State how many lines include "components", giving the number by itself.

━━━━━ RECORDS FOR THE TASK

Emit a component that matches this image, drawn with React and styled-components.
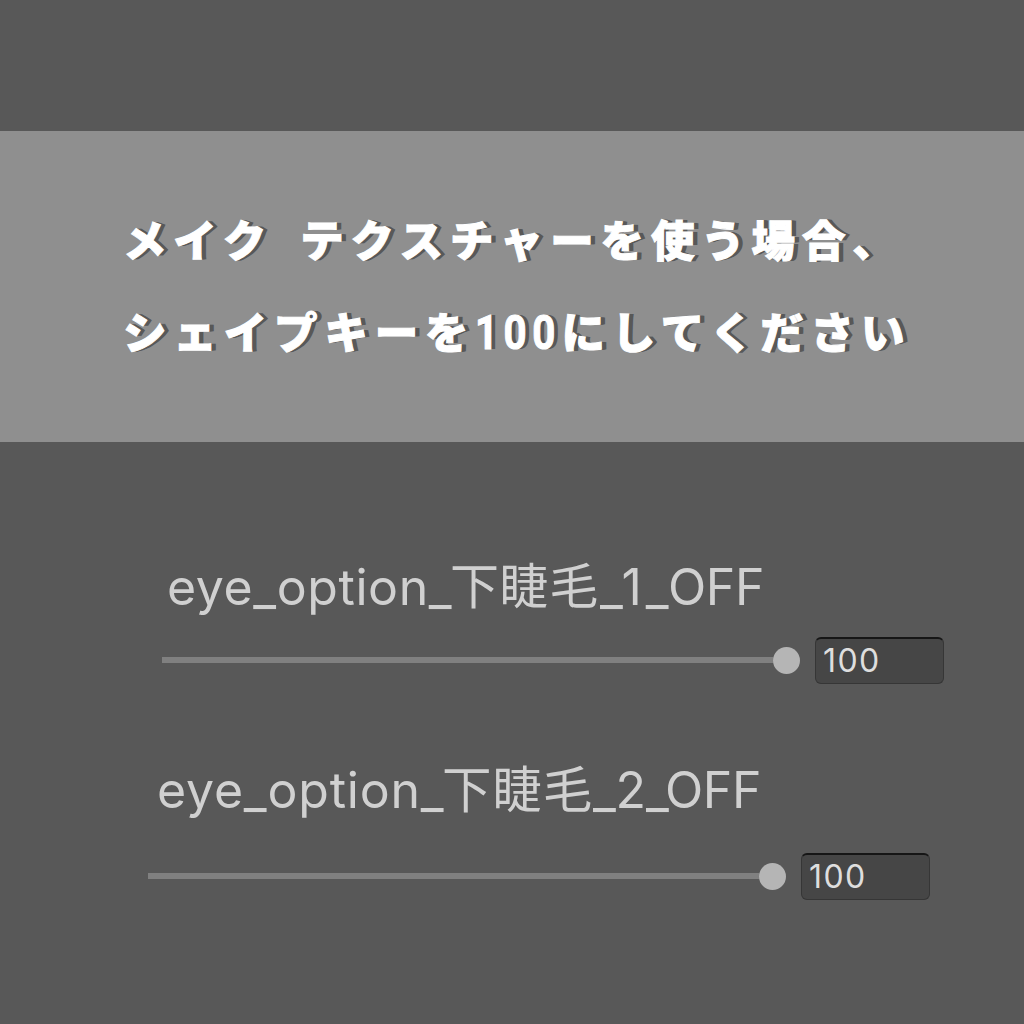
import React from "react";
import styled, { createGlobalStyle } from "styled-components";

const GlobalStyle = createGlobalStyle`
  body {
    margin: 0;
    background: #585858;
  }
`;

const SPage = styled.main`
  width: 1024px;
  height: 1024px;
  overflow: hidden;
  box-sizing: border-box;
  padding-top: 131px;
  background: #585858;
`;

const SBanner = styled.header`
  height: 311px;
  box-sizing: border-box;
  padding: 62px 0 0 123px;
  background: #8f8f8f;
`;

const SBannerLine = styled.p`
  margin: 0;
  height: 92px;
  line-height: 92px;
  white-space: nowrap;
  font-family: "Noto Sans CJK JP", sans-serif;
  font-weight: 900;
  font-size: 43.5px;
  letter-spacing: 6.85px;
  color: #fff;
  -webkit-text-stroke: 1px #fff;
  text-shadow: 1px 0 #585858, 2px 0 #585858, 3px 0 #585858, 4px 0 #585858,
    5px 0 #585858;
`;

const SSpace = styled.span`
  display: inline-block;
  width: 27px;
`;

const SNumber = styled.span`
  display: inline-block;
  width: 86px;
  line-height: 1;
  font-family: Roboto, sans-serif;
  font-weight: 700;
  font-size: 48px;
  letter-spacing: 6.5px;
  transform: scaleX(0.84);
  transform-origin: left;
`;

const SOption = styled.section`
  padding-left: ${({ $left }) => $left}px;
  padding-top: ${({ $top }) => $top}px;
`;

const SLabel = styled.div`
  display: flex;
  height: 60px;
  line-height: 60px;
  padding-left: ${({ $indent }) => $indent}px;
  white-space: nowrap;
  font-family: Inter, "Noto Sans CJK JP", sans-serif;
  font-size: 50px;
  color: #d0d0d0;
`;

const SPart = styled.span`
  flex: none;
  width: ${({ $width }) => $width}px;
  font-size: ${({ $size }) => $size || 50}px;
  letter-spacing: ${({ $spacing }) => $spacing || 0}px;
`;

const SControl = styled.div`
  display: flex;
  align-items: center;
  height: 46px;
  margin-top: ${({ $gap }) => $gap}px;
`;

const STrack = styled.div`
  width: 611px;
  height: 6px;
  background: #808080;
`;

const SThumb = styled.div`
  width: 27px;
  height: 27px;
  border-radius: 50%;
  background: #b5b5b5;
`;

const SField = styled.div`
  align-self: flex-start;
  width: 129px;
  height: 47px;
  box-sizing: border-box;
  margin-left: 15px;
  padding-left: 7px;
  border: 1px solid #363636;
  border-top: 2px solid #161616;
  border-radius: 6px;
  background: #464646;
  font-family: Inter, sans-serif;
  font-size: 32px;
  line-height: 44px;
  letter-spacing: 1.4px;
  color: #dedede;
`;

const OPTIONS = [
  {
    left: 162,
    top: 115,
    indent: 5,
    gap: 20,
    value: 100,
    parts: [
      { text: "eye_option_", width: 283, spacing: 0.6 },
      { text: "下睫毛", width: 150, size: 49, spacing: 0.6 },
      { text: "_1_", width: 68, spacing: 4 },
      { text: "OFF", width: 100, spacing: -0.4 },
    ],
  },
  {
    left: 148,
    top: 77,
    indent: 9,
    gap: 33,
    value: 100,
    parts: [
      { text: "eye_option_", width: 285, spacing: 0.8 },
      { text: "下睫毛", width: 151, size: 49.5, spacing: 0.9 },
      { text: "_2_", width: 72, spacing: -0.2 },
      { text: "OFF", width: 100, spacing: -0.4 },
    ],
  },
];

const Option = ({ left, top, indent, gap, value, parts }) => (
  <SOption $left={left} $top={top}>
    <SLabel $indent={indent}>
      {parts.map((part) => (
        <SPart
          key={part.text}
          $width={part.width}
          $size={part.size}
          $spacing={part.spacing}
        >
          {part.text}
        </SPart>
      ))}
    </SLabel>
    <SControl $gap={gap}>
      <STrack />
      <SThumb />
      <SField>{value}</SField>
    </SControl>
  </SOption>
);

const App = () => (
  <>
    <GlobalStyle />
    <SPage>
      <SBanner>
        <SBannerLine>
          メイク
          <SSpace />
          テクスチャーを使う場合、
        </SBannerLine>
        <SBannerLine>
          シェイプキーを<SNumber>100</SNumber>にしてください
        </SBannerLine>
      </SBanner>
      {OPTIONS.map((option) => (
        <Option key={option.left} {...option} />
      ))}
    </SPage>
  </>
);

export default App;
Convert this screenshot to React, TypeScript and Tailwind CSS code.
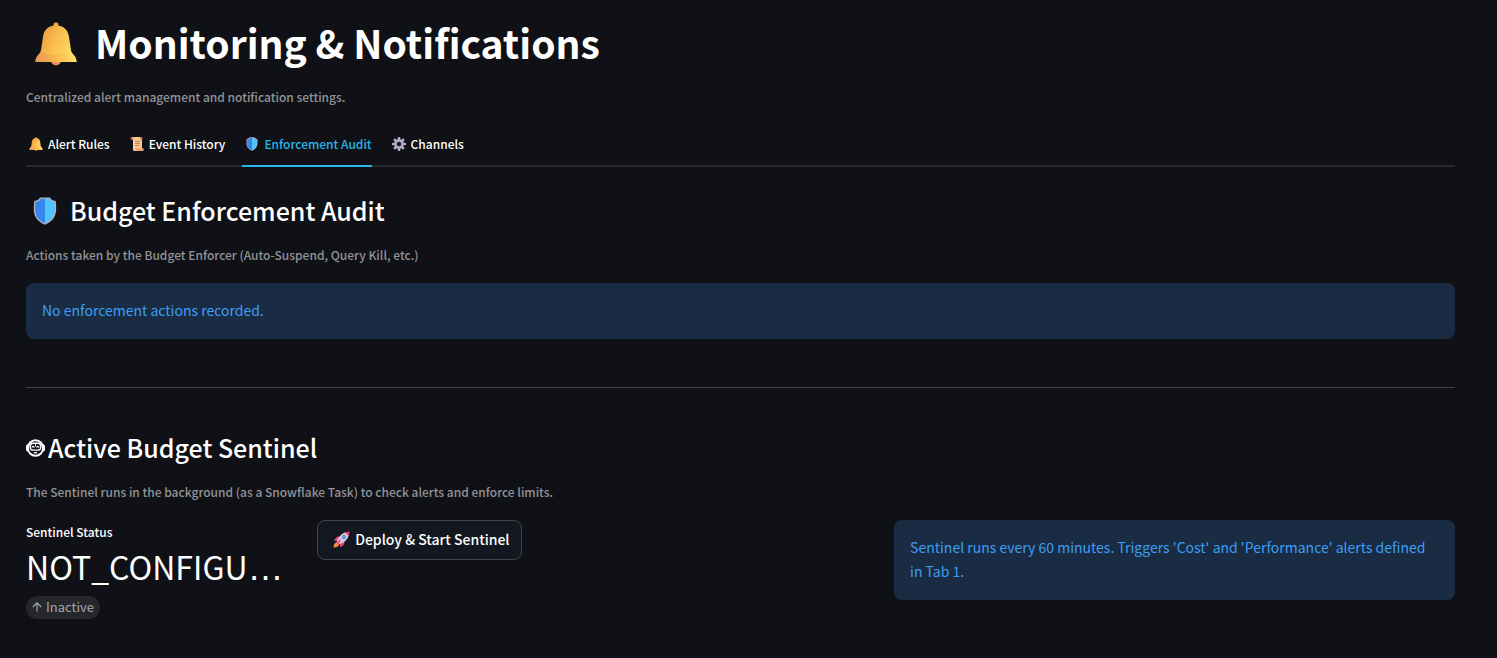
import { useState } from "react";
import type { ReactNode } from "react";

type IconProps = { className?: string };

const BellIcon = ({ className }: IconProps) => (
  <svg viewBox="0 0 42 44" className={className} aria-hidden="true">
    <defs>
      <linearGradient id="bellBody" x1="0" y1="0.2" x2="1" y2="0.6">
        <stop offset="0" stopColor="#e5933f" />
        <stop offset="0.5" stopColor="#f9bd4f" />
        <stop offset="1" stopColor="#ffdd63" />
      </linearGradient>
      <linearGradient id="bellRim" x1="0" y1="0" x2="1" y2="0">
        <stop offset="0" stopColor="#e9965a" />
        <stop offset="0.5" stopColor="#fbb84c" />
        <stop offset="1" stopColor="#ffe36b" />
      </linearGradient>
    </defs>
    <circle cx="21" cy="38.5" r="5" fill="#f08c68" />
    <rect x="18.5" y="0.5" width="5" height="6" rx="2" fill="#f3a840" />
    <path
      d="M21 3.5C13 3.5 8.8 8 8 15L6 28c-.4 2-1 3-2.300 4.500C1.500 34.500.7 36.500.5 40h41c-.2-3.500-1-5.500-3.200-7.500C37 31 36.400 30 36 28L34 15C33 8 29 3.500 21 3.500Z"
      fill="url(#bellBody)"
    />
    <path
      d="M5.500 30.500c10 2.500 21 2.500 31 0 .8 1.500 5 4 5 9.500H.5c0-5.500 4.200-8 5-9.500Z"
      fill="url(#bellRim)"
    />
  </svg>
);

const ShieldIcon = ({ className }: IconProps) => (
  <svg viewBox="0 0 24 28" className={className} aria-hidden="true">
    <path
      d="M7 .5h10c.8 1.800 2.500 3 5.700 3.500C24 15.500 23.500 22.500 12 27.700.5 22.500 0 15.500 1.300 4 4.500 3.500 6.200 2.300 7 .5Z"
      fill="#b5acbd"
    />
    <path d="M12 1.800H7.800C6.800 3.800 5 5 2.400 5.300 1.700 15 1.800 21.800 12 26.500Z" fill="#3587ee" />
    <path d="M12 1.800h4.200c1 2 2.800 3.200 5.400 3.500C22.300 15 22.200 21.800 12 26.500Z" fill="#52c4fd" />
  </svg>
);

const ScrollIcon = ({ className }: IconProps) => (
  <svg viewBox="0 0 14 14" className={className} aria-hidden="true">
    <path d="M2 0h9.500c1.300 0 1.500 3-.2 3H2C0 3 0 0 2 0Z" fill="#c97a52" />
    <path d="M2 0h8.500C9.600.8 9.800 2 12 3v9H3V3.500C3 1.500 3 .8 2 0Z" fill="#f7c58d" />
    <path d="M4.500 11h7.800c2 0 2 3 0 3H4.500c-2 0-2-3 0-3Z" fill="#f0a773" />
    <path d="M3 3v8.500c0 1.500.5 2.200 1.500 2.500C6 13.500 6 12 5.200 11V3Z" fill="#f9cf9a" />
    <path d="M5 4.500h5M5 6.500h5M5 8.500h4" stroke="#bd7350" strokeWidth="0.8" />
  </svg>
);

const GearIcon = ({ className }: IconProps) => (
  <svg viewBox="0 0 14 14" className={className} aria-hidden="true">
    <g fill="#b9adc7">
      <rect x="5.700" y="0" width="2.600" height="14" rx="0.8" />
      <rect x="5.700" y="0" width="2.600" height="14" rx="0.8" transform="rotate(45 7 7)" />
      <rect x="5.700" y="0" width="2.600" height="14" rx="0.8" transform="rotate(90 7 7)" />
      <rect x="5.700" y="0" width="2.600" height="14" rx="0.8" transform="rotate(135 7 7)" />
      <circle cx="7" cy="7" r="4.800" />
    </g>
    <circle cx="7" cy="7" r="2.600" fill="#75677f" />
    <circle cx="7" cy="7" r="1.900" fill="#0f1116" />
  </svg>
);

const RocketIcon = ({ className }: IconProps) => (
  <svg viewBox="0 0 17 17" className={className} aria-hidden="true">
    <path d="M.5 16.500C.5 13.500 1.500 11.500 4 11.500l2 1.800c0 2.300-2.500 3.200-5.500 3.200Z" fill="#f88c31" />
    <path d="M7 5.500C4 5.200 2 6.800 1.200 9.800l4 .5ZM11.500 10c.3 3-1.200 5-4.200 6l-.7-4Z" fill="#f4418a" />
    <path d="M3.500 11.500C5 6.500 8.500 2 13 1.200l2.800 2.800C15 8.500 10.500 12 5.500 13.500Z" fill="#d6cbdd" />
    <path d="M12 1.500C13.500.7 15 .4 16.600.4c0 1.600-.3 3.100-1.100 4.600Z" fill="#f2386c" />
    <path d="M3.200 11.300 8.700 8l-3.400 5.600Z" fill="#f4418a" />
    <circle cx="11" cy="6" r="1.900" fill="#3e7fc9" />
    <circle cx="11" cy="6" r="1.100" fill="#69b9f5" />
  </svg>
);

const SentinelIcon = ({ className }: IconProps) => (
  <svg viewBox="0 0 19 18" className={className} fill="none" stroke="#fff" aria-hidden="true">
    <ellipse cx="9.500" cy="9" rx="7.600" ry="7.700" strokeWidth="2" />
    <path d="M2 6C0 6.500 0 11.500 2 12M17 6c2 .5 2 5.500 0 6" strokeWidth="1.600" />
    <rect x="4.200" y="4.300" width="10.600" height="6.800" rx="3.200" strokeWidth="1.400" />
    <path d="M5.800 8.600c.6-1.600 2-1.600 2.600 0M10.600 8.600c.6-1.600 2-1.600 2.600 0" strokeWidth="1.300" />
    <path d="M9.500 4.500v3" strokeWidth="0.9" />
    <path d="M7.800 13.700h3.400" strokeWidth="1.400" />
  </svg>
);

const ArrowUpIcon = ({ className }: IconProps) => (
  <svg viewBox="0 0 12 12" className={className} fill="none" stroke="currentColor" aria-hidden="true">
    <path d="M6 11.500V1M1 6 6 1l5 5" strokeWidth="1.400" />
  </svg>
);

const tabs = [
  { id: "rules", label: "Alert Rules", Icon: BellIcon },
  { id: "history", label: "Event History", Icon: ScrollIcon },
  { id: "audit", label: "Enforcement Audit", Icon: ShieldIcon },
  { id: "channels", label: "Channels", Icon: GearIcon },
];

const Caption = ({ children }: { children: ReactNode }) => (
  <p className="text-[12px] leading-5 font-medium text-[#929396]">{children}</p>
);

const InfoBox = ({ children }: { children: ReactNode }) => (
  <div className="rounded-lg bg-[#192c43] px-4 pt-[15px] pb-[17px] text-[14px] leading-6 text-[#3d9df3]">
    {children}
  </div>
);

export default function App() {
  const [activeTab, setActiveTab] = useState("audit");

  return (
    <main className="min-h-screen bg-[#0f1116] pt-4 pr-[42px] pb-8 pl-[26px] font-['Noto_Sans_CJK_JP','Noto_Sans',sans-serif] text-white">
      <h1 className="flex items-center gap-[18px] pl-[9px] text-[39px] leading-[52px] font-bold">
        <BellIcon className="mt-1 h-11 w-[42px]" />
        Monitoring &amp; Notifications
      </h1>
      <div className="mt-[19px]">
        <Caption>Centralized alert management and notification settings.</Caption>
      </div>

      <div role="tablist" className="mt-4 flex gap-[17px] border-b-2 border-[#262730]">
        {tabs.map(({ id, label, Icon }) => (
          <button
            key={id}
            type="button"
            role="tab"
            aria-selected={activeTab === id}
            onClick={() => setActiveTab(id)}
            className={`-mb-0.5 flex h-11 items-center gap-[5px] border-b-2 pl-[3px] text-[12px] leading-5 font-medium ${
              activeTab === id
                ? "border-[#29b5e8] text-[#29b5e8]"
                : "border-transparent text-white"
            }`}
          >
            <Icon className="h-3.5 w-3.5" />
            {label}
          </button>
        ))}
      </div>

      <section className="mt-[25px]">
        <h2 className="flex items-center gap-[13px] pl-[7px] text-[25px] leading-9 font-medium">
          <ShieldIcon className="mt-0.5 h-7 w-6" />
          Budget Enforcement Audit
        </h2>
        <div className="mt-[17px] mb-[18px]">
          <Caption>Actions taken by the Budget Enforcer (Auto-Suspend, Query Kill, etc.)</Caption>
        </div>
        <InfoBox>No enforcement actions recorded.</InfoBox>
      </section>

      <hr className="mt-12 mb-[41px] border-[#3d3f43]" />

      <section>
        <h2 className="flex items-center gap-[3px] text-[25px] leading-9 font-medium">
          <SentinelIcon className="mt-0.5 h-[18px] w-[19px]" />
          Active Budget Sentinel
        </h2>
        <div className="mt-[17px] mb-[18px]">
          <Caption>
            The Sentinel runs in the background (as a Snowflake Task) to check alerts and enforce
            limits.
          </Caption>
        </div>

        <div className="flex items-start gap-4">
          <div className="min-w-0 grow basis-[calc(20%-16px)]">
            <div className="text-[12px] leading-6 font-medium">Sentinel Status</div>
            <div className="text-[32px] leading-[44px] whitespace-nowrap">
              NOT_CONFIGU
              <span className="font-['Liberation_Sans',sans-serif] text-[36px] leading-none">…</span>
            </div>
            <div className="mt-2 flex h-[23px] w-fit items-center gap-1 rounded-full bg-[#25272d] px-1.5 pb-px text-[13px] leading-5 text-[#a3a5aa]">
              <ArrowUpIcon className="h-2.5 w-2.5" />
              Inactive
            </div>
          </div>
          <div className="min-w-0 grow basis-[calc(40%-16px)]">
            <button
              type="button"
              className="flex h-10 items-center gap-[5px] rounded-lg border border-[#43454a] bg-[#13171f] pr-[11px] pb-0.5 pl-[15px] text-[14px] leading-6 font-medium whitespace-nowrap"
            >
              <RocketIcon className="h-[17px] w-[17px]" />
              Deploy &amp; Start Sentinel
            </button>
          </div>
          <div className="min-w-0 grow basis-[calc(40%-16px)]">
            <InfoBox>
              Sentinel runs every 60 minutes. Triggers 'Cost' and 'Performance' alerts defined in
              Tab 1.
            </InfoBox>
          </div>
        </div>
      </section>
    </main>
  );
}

━━━━━━━━━━

→ THE RESULT
2